25 foreigners jailed in Singapore for submitting forged documents

Some 25 foreign workers were charged on Thursday for submitting forged academic certificates to obtain work passes to work in Singapore.

The Ministry of Manpower (MOM) is clamping down on foreign employees who submit forged academic certificates.
Some 25 foreign workers were charged on Thursday for submitting forged academic certificates to obtain work passes to work in Singapore, under the Employment of Foreign Manpower Act (EFMA), the ministry announced in a press statement.
All 25 pleaded guilty to the charges. Twenty-two of them were sentenced to 10 weeks’ jail, two sentenced to 12 weeks’ jail and one to four weeks’ jail. These were the most severe penalties meted out by the court for such offences.
The Ministry said that this was the largest number of foreign employees prosecuted for such an offence this year. Last year, 78 foreign employees were charged for similar offences, nearly double the number of workers charged in 2012. Most of them were jailed for up to four weeks and were also barred from working in Singapore.
According to MOM, the 25 employees had applied for work passes between November 2012 and June 2013, using faked academic certificates in their home countries.
Sixteen of them were from Myanmar, seven from India and two from the Philippines.
Based on the false certificates submitted, 20 S Passes and five Employment Passes (EPs) were issued. They all worked for less than a year in Singapore, in the sales, operational and food and beverage sectors. Among them were also a hair restoration technologist, a quality control executive and a chef.
The Ministry said, “They … knowingly used the forged academic certificates to mislead MOM to believe that they met the required educational criteria to obtain work passes.”
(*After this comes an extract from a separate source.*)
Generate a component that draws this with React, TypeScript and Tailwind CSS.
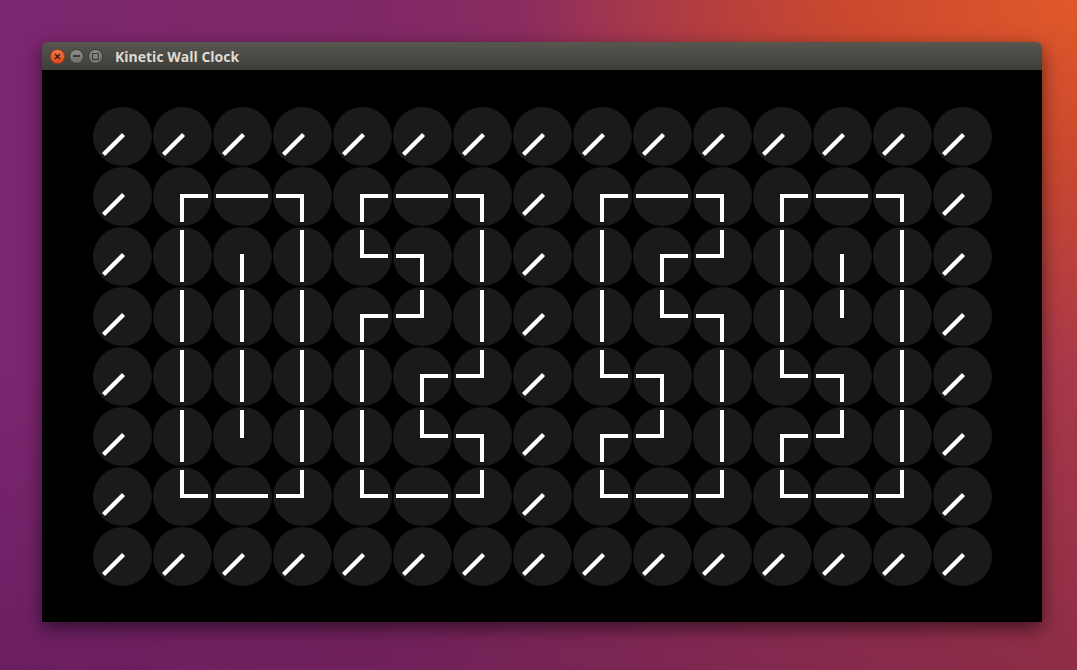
type Dir = "u" | "d" | "l" | "r" | "dl";
type Cell = [Dir, Dir];

const VEC: Record<Dir, [number, number]> = {
    u: [0, -1],
    d: [0, 1],
    l: [-1, 0],
    r: [1, 0],
    dl: [-Math.SQRT1_2, Math.SQRT1_2],
};

// 3x6 digit shapes, each cell holds the direction of its two hands
const DIGITS: Record<string, Cell[][]> = {
    "0": [
        [["r", "d"], ["l", "r"], ["l", "d"]],
        [["u", "d"], ["d", "d"], ["u", "d"]],
        [["u", "d"], ["u", "d"], ["u", "d"]],
        [["u", "d"], ["u", "d"], ["u", "d"]],
        [["u", "d"], ["u", "u"], ["u", "d"]],
        [["u", "r"], ["l", "r"], ["u", "l"]],
    ],
    "2": [
        [["r", "d"], ["l", "r"], ["l", "d"]],
        [["u", "r"], ["l", "d"], ["u", "d"]],
        [["r", "d"], ["l", "u"], ["u", "d"]],
        [["u", "d"], ["r", "d"], ["l", "u"]],
        [["u", "d"], ["u", "r"], ["l", "d"]],
        [["u", "r"], ["l", "r"], ["l", "u"]],
    ],
    "5": [
        [["r", "d"], ["l", "r"], ["l", "d"]],
        [["u", "d"], ["r", "d"], ["l", "u"]],
        [["u", "d"], ["u", "r"], ["l", "d"]],
        [["u", "r"], ["l", "d"], ["u", "d"]],
        [["r", "d"], ["l", "u"], ["u", "d"]],
        [["u", "r"], ["l", "r"], ["l", "u"]],
    ],
    "9": [
        [["r", "d"], ["l", "r"], ["l", "d"]],
        [["u", "d"], ["d", "d"], ["u", "d"]],
        [["u", "d"], ["u", "u"], ["u", "d"]],
        [["u", "r"], ["l", "d"], ["u", "d"]],
        [["r", "d"], ["l", "u"], ["u", "d"]],
        [["u", "r"], ["l", "r"], ["l", "u"]],
    ],
};

const IDLE: Cell = ["dl", "dl"];

// Build the 15x8 board: idle border, four digits at columns 1, 4, 8, 11
const buildBoard = (time: string): Cell[][] => {
    const board: Cell[][] = Array.from({ length: 8 }, () =>
        Array.from({ length: 15 }, () => IDLE)
    );
    const starts = [1, 4, 8, 11];
    time.split("").forEach((ch, i) => {
        const digit = DIGITS[ch];
        digit.forEach((row, r) =>
            row.forEach((cell, c) => {
                board[r + 1][starts[i] + c] = cell;
            })
        );
    });
    return board;
};

const Clock = ({ cell }: { cell: Cell }) => (
    <div className="relative flex h-[60px] w-[60px] items-center justify-center">
        <div className="h-[59px] w-[59px] rounded-full bg-[#1a1a1a]" />
        <svg
            width="60"
            height="60"
            viewBox="0 0 60 60"
            className="absolute left-0 top-0"
        >
            {cell.map((dir, i) => {
                const [dx, dy] = VEC[dir];
                return (
                    <line
                        key={i}
                        x1={30}
                        y1={30}
                        x2={30 + dx * 24}
                        y2={30 + dy * 24}
                        stroke="#ffffff"
                        strokeWidth={4}
                        strokeLinecap="square"
                    />
                );
            })}
        </svg>
    </div>
);

const TitleButton = ({ kind }: { kind: "close" | "min" | "max" }) => {
    if (kind === "close") {
        return (
            <div className="flex h-[15px] w-[15px] items-center justify-center rounded-full border border-[#b13a17] bg-[linear-gradient(#f37a52,#e04a1e)]">
                <svg width="7" height="7" viewBox="0 0 7 7">
                    <path d="M1 1L6 6M6 1L1 6" stroke="#3b1408" strokeWidth="1.3" />
                </svg>
            </div>
        );
    }
    return (
        <div className="flex h-[15px] w-[15px] items-center justify-center rounded-full border border-[#3a3935] bg-[linear-gradient(#8f8d87,#6f6e69)]">
            {kind === "min" ? (
                <div className="h-[1.5px] w-[7px] bg-[#3a3935]" />
            ) : (
                <div className="h-[7px] w-[7px] border border-[#3a3935]" />
            )}
        </div>
    );
};

export default function App() {
    const board = buildBoard("0259");

    return (
        <div className="h-[670px] w-[1077px] overflow-hidden bg-[radial-gradient(ellipse_65%_70%_at_100%_0%,#e0582a_0%,#c8472f_35%,rgba(180,60,60,0)_80%),linear-gradient(180deg,rgba(0,0,0,0)_55%,rgba(50,5,50,0.22)_100%),linear-gradient(90deg,#7b2670_0%,#802866_35%,#983257_70%,#a8384a_100%)] pl-[42px] pt-[42px]">
            <div className="w-[1000px] overflow-hidden rounded-t-[6px] shadow-[0_6px_18px_rgba(0,0,0,0.55)]">
                <div className="flex h-[28px] items-center bg-[linear-gradient(#57564f,#3e3d39)] pl-[8px]">
                    <div className="flex gap-[4px]">
                        <TitleButton kind="close" />
                        <TitleButton kind="min" />
                        <TitleButton kind="max" />
                    </div>
                    <span className="ml-[12px] font-['Open_Sans',sans-serif] text-[14px] font-bold text-[#dfdbd2]">
                        Kinetic Wall Clock
                    </span>
                </div>
                <div className="flex h-[552px] items-center justify-center bg-black">
                    <div className="grid grid-cols-[repeat(15,60px)]">
                        {board.flatMap((row, r) =>
                            row.map((cell, c) => (
                                <Clock key={`${r}-${c}`} cell={cell} />
                            ))
                        )}
                    </div>
                </div>
            </div>
        </div>
    );
}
The forgeries were discovered when the Ministry conducted checks with the certificate-issuing institutions and foreign government departments, between November and December last year.
No action was taken against the employers involved, as they had also been unaware that the certificates had been forged.
The Ministry warned that it “will not condone such acts of deceit, and will take severe actions against offenders, as well as errant employers and employment agencies if they abet foreign applicants who submit forged academic certificates.”
Offenders who submit false documents or forged academic certificates to the Controller of Work Passes may be fined up to $20,000 and/or jailed for up to two years.